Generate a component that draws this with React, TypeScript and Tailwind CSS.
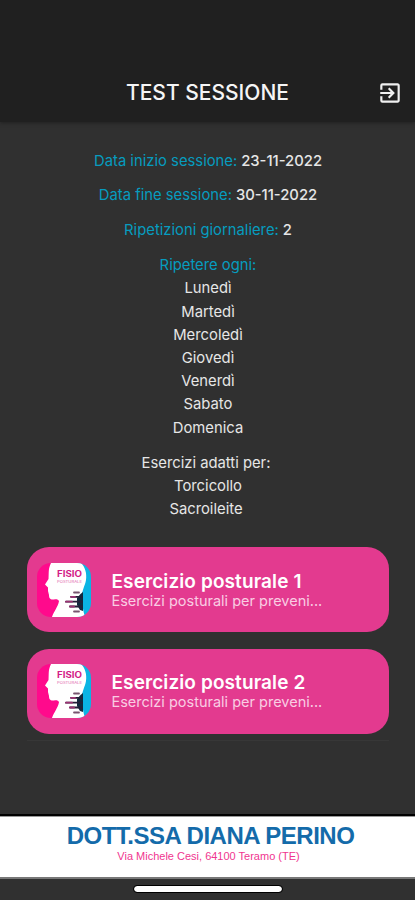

* * *

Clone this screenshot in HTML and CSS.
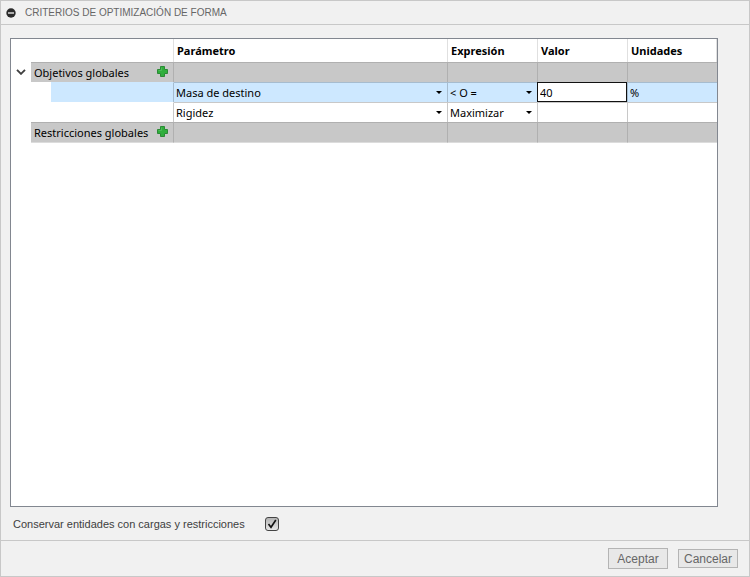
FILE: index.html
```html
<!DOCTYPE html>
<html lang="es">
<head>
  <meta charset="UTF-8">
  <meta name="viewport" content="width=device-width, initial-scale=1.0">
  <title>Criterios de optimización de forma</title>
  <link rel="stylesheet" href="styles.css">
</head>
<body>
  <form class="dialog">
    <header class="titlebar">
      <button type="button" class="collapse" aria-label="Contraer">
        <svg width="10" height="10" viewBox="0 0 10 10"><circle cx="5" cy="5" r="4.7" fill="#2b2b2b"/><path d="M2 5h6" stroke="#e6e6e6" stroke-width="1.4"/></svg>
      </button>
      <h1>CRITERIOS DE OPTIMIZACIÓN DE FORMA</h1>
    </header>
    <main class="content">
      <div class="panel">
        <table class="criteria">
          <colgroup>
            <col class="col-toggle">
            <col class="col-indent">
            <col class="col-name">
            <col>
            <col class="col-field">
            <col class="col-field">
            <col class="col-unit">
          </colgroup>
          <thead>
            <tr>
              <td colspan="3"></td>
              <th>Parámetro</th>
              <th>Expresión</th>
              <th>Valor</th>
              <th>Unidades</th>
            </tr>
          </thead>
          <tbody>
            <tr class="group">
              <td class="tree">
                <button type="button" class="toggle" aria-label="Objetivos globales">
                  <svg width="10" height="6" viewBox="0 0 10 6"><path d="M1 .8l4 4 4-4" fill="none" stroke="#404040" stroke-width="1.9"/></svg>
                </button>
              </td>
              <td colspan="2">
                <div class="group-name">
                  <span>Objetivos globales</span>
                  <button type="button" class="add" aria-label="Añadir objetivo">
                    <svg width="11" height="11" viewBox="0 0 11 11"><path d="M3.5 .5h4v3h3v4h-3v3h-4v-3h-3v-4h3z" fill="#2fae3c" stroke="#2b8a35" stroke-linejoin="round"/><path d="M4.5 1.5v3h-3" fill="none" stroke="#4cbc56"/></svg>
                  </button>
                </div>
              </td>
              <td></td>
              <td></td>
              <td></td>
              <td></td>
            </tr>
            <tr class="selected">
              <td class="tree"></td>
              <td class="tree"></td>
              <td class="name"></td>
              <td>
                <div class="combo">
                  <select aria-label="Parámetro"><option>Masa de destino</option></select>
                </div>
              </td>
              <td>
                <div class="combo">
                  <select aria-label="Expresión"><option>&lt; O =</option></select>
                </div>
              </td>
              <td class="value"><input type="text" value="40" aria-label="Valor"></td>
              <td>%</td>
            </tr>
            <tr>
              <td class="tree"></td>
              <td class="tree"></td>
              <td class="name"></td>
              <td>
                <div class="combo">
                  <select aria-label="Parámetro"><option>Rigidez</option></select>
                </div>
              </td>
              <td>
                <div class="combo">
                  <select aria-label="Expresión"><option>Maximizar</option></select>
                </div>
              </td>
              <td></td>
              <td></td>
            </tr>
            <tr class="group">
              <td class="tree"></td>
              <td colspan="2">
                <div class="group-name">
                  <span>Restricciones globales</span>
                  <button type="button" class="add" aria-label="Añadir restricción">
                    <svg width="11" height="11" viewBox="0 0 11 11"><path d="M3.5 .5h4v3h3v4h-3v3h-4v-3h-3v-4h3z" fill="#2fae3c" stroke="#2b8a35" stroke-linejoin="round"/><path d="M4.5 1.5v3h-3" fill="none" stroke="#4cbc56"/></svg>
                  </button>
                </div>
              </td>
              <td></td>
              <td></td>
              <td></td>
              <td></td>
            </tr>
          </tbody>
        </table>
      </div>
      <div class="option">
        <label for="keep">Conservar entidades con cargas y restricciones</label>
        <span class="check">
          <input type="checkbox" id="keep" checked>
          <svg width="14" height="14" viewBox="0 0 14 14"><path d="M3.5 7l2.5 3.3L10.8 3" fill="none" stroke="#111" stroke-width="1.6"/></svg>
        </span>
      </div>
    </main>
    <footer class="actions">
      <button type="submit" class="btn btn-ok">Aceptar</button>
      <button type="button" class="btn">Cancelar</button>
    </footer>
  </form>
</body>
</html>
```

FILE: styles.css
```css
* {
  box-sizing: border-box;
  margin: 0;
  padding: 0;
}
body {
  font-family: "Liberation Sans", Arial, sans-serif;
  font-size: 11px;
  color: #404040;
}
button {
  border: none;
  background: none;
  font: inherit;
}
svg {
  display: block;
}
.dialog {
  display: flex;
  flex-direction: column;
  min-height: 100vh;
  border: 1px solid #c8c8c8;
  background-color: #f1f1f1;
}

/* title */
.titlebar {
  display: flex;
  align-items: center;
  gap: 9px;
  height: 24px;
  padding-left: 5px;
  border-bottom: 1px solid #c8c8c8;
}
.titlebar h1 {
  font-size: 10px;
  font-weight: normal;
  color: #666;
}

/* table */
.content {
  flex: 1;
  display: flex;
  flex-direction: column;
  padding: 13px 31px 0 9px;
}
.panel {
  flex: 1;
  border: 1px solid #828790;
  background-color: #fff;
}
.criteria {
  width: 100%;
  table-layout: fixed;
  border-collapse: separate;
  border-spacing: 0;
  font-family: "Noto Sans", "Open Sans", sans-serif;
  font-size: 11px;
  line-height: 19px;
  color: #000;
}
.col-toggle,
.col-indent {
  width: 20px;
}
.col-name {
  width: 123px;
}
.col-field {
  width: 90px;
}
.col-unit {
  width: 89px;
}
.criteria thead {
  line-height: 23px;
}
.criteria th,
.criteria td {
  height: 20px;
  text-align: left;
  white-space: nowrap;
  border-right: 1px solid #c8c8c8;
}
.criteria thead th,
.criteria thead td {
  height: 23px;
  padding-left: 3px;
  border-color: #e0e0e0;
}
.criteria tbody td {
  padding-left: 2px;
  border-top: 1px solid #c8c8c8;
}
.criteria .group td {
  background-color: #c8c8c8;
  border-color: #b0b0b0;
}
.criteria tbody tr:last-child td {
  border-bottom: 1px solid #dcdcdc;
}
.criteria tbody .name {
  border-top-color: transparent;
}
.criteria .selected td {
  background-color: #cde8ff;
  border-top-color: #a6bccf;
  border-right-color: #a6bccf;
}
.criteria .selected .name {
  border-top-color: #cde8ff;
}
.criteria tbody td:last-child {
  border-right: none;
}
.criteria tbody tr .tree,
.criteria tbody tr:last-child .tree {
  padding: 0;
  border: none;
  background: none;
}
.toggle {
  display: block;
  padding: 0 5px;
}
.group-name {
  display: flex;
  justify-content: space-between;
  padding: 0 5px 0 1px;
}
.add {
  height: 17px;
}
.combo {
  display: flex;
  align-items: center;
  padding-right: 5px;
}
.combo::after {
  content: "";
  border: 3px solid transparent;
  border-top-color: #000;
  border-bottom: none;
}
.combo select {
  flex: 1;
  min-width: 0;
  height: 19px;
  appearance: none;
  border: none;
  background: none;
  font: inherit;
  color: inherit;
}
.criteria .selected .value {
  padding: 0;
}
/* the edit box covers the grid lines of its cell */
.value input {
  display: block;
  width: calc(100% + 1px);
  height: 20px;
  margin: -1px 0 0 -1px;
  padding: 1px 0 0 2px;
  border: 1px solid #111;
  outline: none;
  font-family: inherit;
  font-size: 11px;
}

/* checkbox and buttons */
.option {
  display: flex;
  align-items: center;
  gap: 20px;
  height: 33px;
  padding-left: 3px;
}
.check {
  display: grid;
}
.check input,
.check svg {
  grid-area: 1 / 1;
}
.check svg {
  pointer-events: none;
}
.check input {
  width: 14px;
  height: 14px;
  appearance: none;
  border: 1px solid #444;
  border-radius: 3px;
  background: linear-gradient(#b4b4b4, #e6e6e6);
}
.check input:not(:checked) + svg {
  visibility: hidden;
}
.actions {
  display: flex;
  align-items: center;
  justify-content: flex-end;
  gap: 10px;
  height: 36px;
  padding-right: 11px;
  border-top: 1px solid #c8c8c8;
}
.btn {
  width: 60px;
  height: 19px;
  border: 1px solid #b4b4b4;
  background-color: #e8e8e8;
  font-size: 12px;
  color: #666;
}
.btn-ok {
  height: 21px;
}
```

(Given request):
List the lines of the entries that include "this".

(Output of the task):
Generate a component that draws this with React, TypeScript and Tailwind CSS.
Clone this screenshot in HTML and CSS.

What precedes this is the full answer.